Kashy O. Harrison - Simmons Piper Jaffray

All right. That's it for me. Thanks, guys.

Zane Wade Arrott - Chief Operating Officer & Co-Founder

Thank you.

Operator

Our next question comes from David Snow from Energy Equities.

David G. Snow - Energy Equities, Inc.

Yeah. You've noted a few areas, Calverley and Woody in particular that you're outperforming the type curve, is this you're just picking the two best or is it more broadly evidenced as you've been drilling through the year?

Steven Gray - Chief Executive Officer & Director

So, on page five of our investor presentation, that's the average of every well we drilled in 2016 versus our average type curve. And the point of the slide is, we're 20% – after 190 days, we're 20% above our type curve on every single well we drilled this year on average.

David G. Snow - Energy Equities, Inc.

Wonderful. Yes. Perfect answer. Thank you.

Steven Gray - Chief Executive Officer & Director

You're welcome.

Operator

Ladies and gentlemen, we have reached the end of the question-and-answer session. I'd like to turn this conference back to Scott for closing comments.

Steven Gray - Chief Executive Officer & Director

This is Steve. I just want to say thanks to everyone for joining the call today.
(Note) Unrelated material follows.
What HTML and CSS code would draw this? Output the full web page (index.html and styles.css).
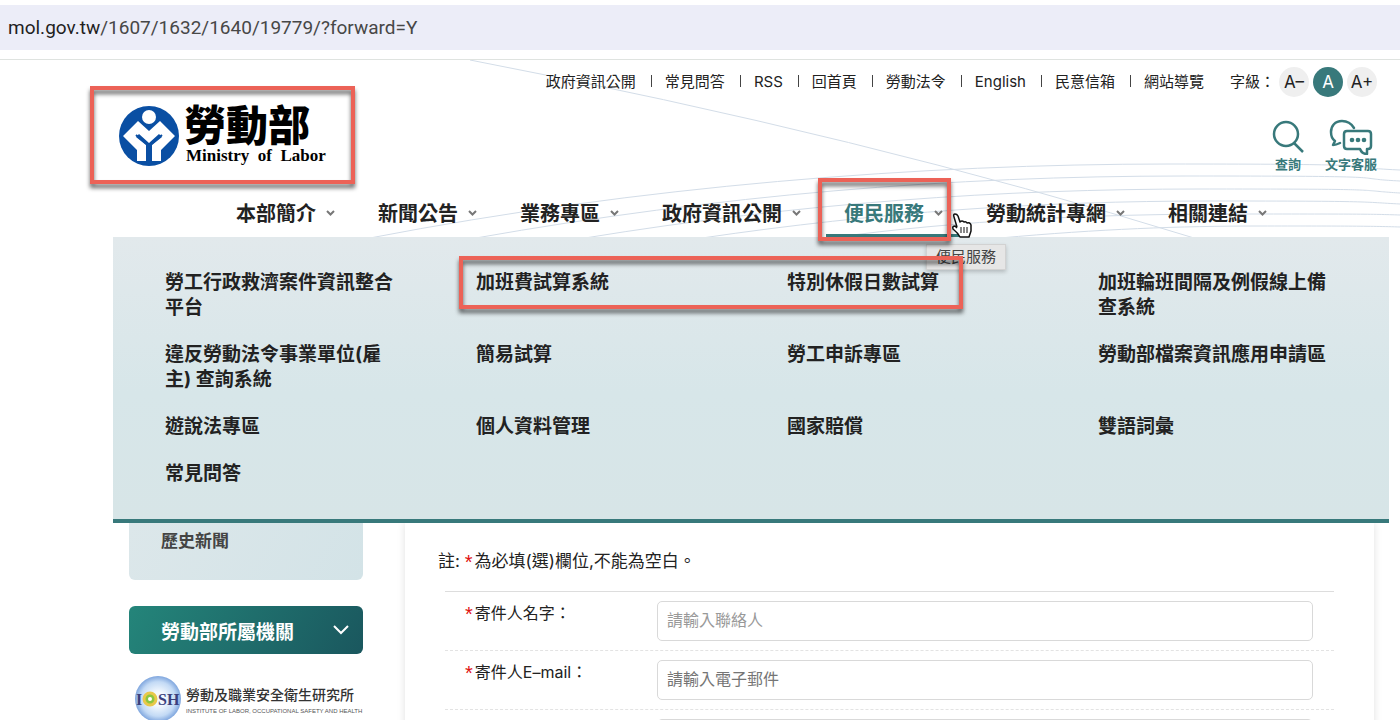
FILE: index.html
```
<!DOCTYPE html>
<html lang="zh-Hant">
<head>
    <meta charset="UTF-8">
    <meta name="viewport" content="width=device-width, initial-scale=1.0">
    <title>勞動部</title>
    <link rel="stylesheet" href="styles.css">
</head>
<body>
    <div class="page">
        <div class="address-bar">
            <div class="address"><span class="domain">mol.gov.tw</span>/1607/1632/1640/19779/?forward=Y</div>
        </div>

        <header class="header">
            <!-- background curves -->
            <svg class="waves" width="1400" height="178" viewBox="0 59 1400 178" fill="none" stroke="#d3dde8" stroke-width="1">
                <path d="M470 59 Q865 135 1194 237"/>
                <path d="M370 237 C640 185 920 163 1170 163 S1330 166 1400 169"/>
                <path d="M476 237 C720 194 950 175 1185 175 S1340 177 1400 180"/>
                <path d="M585 237 C800 202 1000 188 1200 188 S1350 189 1400 192"/>
                <path d="M702 237 C880 211 1040 200 1210 200 S1360 201 1400 203"/>
                <path d="M830 237 C960 219 1100 213 1230 213 S1370 213 1400 214"/>
                <path d="M1000 237 C1100 228 1180 225 1260 225 S1370 225 1400 226"/>
            </svg>

            <div class="header-top">
                <a class="logo" href="#">
                    <svg width="60" height="60" viewBox="0 0 60 60">
                        <circle cx="30" cy="30" r="30" fill="#0a4fa3"/>
                        <circle cx="30" cy="11" r="7" fill="#fff"/>
                        <path fill="#fff" d="M19 15 L30 25 L41 15 L56 30 L42 44 V55 H33 V39 L43 31 L40 28 L30 37 L20 28 L17 31 L27 39 V55 H18 V44 L4 30 Z"/>
                        <path d="M17 29 L30 40 L43 29" fill="none" stroke="#0a4fa3" stroke-width="2"/>
                        <path d="M30 39 V56" fill="none" stroke="#0a4fa3" stroke-width="5"/>
                    </svg>
                    <span class="logo-text">
                        <span class="logo-zh">勞動部</span>
                        <span class="logo-en">Ministry  of  Labor</span>
                    </span>
                </a>

                <div class="tools">
                    <div class="utility">
                        <ul class="links">
                            <li><a href="#">政府資訊公開</a></li>
                            <li><a href="#">常見問答</a></li>
                            <li><a href="#">RSS</a></li>
                            <li><a href="#">回首頁</a></li>
                            <li><a href="#">勞動法令</a></li>
                            <li><a href="#">English</a></li>
                            <li><a href="#">民意信箱</a></li>
                            <li><a href="#">網站導覽</a></li>
                        </ul>
                        <div class="font-size">
                            <span>字級：</span>
                            <button type="button">A–</button>
                            <button type="button" class="active">A</button>
                            <button type="button">A+</button>
                        </div>
                    </div>
                    <div class="actions">
                        <a href="#">
                            <svg width="32" height="36" viewBox="0 0 32 36" fill="none" stroke="#38797b" stroke-width="2.500">
                                <circle cx="14" cy="15" r="12"/>
                                <path d="M22 24 L31 33"/>
                            </svg>
                            查詢
                        </a>
                        <a href="#">
                            <svg width="44" height="36" viewBox="0 0 44 36" fill="none" stroke="#38797b" stroke-width="2.500" stroke-linejoin="round" stroke-linecap="round">
                                <path d="M25 9 C22 4 18 2 13 2 C6 2 2 7 2 13 C2 17 3 20 6 22 L4 26 C7 26 9 25 11 24"/>
                                <path d="M18 12 H39 Q42 12 42 15 V27 Q42 30 39 30 H38 V35 Q33 35 31 30 H18 Q15 30 15 27 V15 Q15 12 18 12 Z"/>
                                <g fill="#38797b" stroke="none">
                                    <circle cx="23" cy="21" r="2.300"/>
                                    <circle cx="29" cy="21" r="2.300"/>
                                    <circle cx="35" cy="21" r="2.300"/>
                                </g>
                            </svg>
                            文字客服
                        </a>
                    </div>
                </div>
            </div>

            <nav class="nav">
                <a href="#">本部簡介<svg class="arrow" viewBox="0 0 9 6"><path d="M1 1 L4.500 4.500 L8 1"/></svg></a>
                <a href="#">新聞公告<svg class="arrow" viewBox="0 0 9 6"><path d="M1 1 L4.500 4.500 L8 1"/></svg></a>
                <a href="#">業務專區<svg class="arrow" viewBox="0 0 9 6"><path d="M1 1 L4.500 4.500 L8 1"/></svg></a>
                <a href="#">政府資訊公開<svg class="arrow" viewBox="0 0 9 6"><path d="M1 1 L4.500 4.500 L8 1"/></svg></a>
                <a href="#" class="current">便民服務<svg class="arrow" viewBox="0 0 9 6"><path d="M1 1 L4.500 4.500 L8 1"/></svg></a>
                <a href="#">勞動統計專網<svg class="arrow" viewBox="0 0 9 6"><path d="M1 1 L4.500 4.500 L8 1"/></svg></a>
                <a href="#">相關連結<svg class="arrow" viewBox="0 0 9 6"><path d="M1 1 L4.500 4.500 L8 1"/></svg></a>
            </nav>
        </header>

        <ul class="submenu">
            <li><a href="#">勞工行政救濟案件資訊整合平台</a></li>
            <li><a href="#">加班費試算系統</a></li>
            <li><a href="#">特別休假日數試算</a></li>
            <li><a href="#">加班輪班間隔及例假線上備查系統</a></li>
            <li><a href="#">違反勞動法令事業單位(雇主) 查詢系統</a></li>
            <li><a href="#">簡易試算</a></li>
            <li><a href="#">勞工申訴專區</a></li>
            <li><a href="#">勞動部檔案資訊應用申請區</a></li>
            <li><a href="#">遊說法專區</a></li>
            <li><a href="#">個人資料管理</a></li>
            <li><a href="#">國家賠償</a></li>
            <li><a href="#">雙語詞彙</a></li>
            <li><a href="#">常見問答</a></li>
        </ul>

        <div class="content">
            <aside class="sidebar">
                <div class="side-list"><a href="#">歷史新聞</a></div>
                <button type="button" class="side-title">
                    勞動部所屬機關
                    <svg width="16" height="10" viewBox="0 0 16 10" fill="none" stroke="#fff" stroke-width="2"><path d="M1 1 L8 8 L15 1"/></svg>
                </button>
                <a class="iosh" href="#">
                    <svg width="46" height="46" viewBox="0 0 46 46">
                        <defs>
                            <radialGradient id="globe">
                                <stop offset="0.300" stop-color="#f4f9fe"/>
                                <stop offset="0.750" stop-color="#c3daf5"/>
                                <stop offset="1" stop-color="#7fa6de"/>
                            </radialGradient>
                        </defs>
                        <circle cx="23" cy="23" r="23" fill="url(#globe)"/>
                        <circle cx="15" cy="23" r="6" fill="#8cc63f" stroke="#e9c84a" stroke-width="3"/>
                        <circle cx="15" cy="23" r="2" fill="#fff"/>
                        <text x="1" y="29" class="iosh-mark">I</text>
                        <text x="23" y="29" class="iosh-mark">SH</text>
                    </svg>
                    <span class="iosh-text">
                        <span class="iosh-zh">勞動及職業安全衛生研究所</span>
                        <span class="iosh-en">INSTITUTE OF LABOR, OCCUPATIONAL SAFETY AND HEALTH</span>
                    </span>
                </a>
            </aside>

            <main class="card">
                <p class="note">註: <em>*</em>為必填(選)欄位,不能為空白。</p>
                <form class="form">
                    <div class="row">
                        <label for="name"><em>*</em>寄件人名字：</label>
                        <input id="name" type="text" class="light" placeholder="請輸入聯絡人">
                    </div>
                    <div class="row">
                        <label for="email"><em>*</em>寄件人E–mail：</label>
                        <input id="email" type="email" placeholder="請輸入電子郵件">
                    </div>
                    <div class="row">
                        <label for="phone"></label>
                        <input id="phone" type="text">
                    </div>
                </form>
            </main>
        </div>

        <div class="tooltip">便民服務</div>
        <div class="mark mark-logo"></div>
        <div class="mark mark-nav"></div>
        <div class="mark mark-links"></div>
        <svg class="pointer" width="22" height="26" viewBox="0 0 22 26">
            <path d="M6 14 L3 4 Q2 1 4 1 Q6 1 7 3 L9 9 Q11 7 13 9 Q15 8 16 10 Q19 9 20 12 L20 18 L18 24 H9 Q7 20 2 16 Q1 13 4 13 L6 15" fill="#fff" stroke="#111" stroke-width="1.500" stroke-linejoin="round"/>
            <path d="M10 14 V20 M13 14 V20 M16 14 V20" stroke="#111" stroke-width="1"/>
        </svg>
    </div>
</body>
</html>
```

FILE: styles.css
```
* {
    box-sizing: border-box;
}
body {
    margin: 0;
    font-family: Inter, "Noto Sans CJK TC", sans-serif;
    color: #222;
    background-color: #fff;
}
a {
    color: inherit;
    text-decoration: none;
}
ul {
    list-style: none;
    margin: 0;
    padding: 0;
}
button {
    font-family: inherit;
    border: none;
    padding: 0;
    cursor: pointer;
}
em {
    margin-right: 2px;
    font-family: "Liberation Sans", sans-serif;
    font-size: 20px;
    font-style: normal;
    line-height: 1;
    vertical-align: -2px;
    color: #e01010;
}
.page {
    position: relative;
    height: 100vh;
    overflow: hidden;
}

/* Address bar */
.address-bar {
    padding: 5px 0 9px;
    border-bottom: 1px solid #dfe3e0;
}
.address {
    height: 45px;
    padding-left: 8px;
    background-color: #ecedf8;
    font-family: Roboto, sans-serif;
    font-size: 19px;
    line-height: 46px;
    color: #474747;
}
.domain {
    color: #1f1f1f;
}

/* Header */
.header {
    position: relative;
}
.waves {
    position: absolute;
    top: 0;
    left: 0;
    z-index: -1;
}
.header-top {
    display: flex;
    justify-content: space-between;
    height: 130px;
    padding: 0 23px 0 119px;
}
.logo {
    display: flex;
    align-items: flex-start;
    gap: 5px;
    padding-top: 46px;
    color: #000;
}
.logo-text {
    display: flex;
    flex-direction: column;
}
.logo-zh {
    font-size: 42px;
    font-weight: 900;
    line-height: 40px;
}
.logo-en {
    padding-left: 2px;
    font-family: "Liberation Serif", serif;
    font-size: 17px;
    font-weight: bold;
    line-height: 20px;
    white-space: pre;
}
.tools {
    display: flex;
    flex-direction: column;
    align-items: flex-end;
    padding-top: 7px;
}
.utility, .links, .font-size {
    display: flex;
    align-items: center;
}
.utility {
    gap: 26px;
    font-size: 15px;
    line-height: 30px;
}
.links li + li::before {
    content: "";
    display: inline-block;
    width: 1px;
    height: 12px;
    margin: 0 13px 0 15px;
    background-color: #444;
}
.font-size {
    gap: 4px;
}
.font-size button {
    width: 30px;
    height: 30px;
    border-radius: 50%;
    background-color: #efefef;
    color: #222;
    font-size: 17px;
}
.font-size .active {
    background-color: #38797b;
    color: #fff;
}
.actions {
    display: flex;
    gap: 21px;
    padding-top: 22px;
}
.actions a {
    display: flex;
    flex-direction: column;
    align-items: center;
    color: #38797b;
    font-size: 13px;
    font-weight: 700;
    line-height: 18px;
}

/* Main navigation */
.nav {
    display: flex;
    padding-left: 218px;
}
.nav a {
    display: flex;
    align-items: center;
    gap: 10px;
    height: 47px;
    padding: 1px 25px 0 18px;
    border-bottom: 3px solid transparent;
    font-size: 20px;
    font-weight: 700;
}
.nav .current {
    color: #38797b;
    border-color: #38797b;
}
.arrow {
    width: 9px;
    height: 6px;
    fill: none;
    stroke: #777;
    stroke-width: 2;
}

/* Dropdown of the current nav item */
.submenu {
    position: relative;
    display: grid;
    grid-template-columns: repeat(4, 1fr);
    gap: 22px 80px;
    margin: 0 11px 0 113px;
    padding: 33px 60px 33px 52px;
    background: linear-gradient(#e2e9ec, #d7e6e9 55%, #d7e5e7);
    border-bottom: 4px solid #38797b;
    font-size: 19px;
    font-weight: 700;
    line-height: 25px;
    color: #222;
    z-index: 1;
}

/* Page content */
.content {
    display: flex;
    gap: 42px;
    padding: 0 26px 0 129px;
}
.sidebar {
    width: 234px;
    flex-shrink: 0;
}
.side-list {
    height: 57px;
    padding: 6px 32px;
    border-radius: 0 0 6px 6px;
    background: linear-gradient(120deg, #dce7ea, #d3e3e7);
    font-size: 17px;
    font-weight: 700;
    line-height: 25px;
    color: #444;
}
.side-title {
    display: flex;
    align-items: center;
    justify-content: space-between;
    width: 100%;
    height: 48px;
    margin: 26px 0 22px;
    padding: 0 14px 0 32px;
    border-radius: 6px;
    background: linear-gradient(120deg, #24857a, #1a575e);
    color: #fff;
    font-size: 19px;
    font-weight: 700;
}
.iosh {
    display: flex;
    gap: 5px;
    padding-left: 6px;
    white-space: nowrap;
}
.iosh-text {
    display: flex;
    flex-direction: column;
    padding-top: 8px;
}
.iosh-mark {
    font-family: "Liberation Serif", serif;
    font-size: 16px;
    font-weight: bold;
    fill: #3a3f7c;
}
.iosh-zh {
    font-size: 14px;
    font-weight: 500;
    line-height: 22px;
    color: #333;
}
.iosh-en {
    font-family: "Liberation Sans", sans-serif;
    font-size: 6px;
    line-height: 10px;
    color: #555;
}
.card {
    flex: 1;
    padding: 23px 40px 0 33px;
    box-shadow: 0 0 8px rgba(0, 0, 0, 0.12);
    background-color: #fff;
}
.note {
    margin: 0;
    font-size: 17px;
    line-height: 30px;
}
.form {
    margin: 15px 0 0 7px;
    border-top: 1px solid #ddd;
    font-size: 16px;
}
.row {
    display: flex;
    padding: 9px 21px 9px 20px;
    border-bottom: 1px dashed #e3e3e3;
}
.row label {
    width: 192px;
    line-height: 24px;
}
.row input {
    flex: 1;
    height: 40px;
    padding: 0 9px 2px;
    border: 1px solid #d9d9d9;
    border-radius: 5px;
    font-family: inherit;
    font-size: 16px;
}
.row input::placeholder {
    color: #757575;
}
.row .light::placeholder {
    color: #999;
}

/* Things floating over the page */
.tooltip, .mark, .pointer {
    position: absolute;
    z-index: 2;
}
.tooltip {
    top: 244px;
    left: 926px;
    padding: 0 9px;
    background-color: #e6e6e6;
    border: 1px solid #d2d2d2;
    box-shadow: 0 2px 4px rgba(0, 0, 0, 0.2);
    font-size: 15px;
    line-height: 24px;
    color: #444;
}
.mark {
    border: 4px solid #ec6257;
    filter: drop-shadow(0 4px 2px rgba(0, 0, 0, 0.6));
}
.mark-logo {
    top: 86px;
    left: 90px;
    width: 265px;
    height: 98px;
}
.mark-nav {
    top: 178px;
    left: 818px;
    width: 133px;
    height: 63px;
}
.mark-links {
    top: 256px;
    left: 459px;
    width: 504px;
    height: 53px;
}
.pointer {
    top: 213px;
    left: 951px;
}
```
I know, in general, it seemed like a fairly quiet quarter for RSP this quarter, but I can tell you, it wasn't quiet for all of our folks out there working hard behind the scenes and getting these wells drilled and completely like we did. So, I just would like to say thank you to everybody on the team here at RSP and thank all of you for joining today.

And as always, if you have any other questions that didn't get answered today, if you like to reach out and give Scott or Zane or myself a call, please feel free to do so. Thank you very much.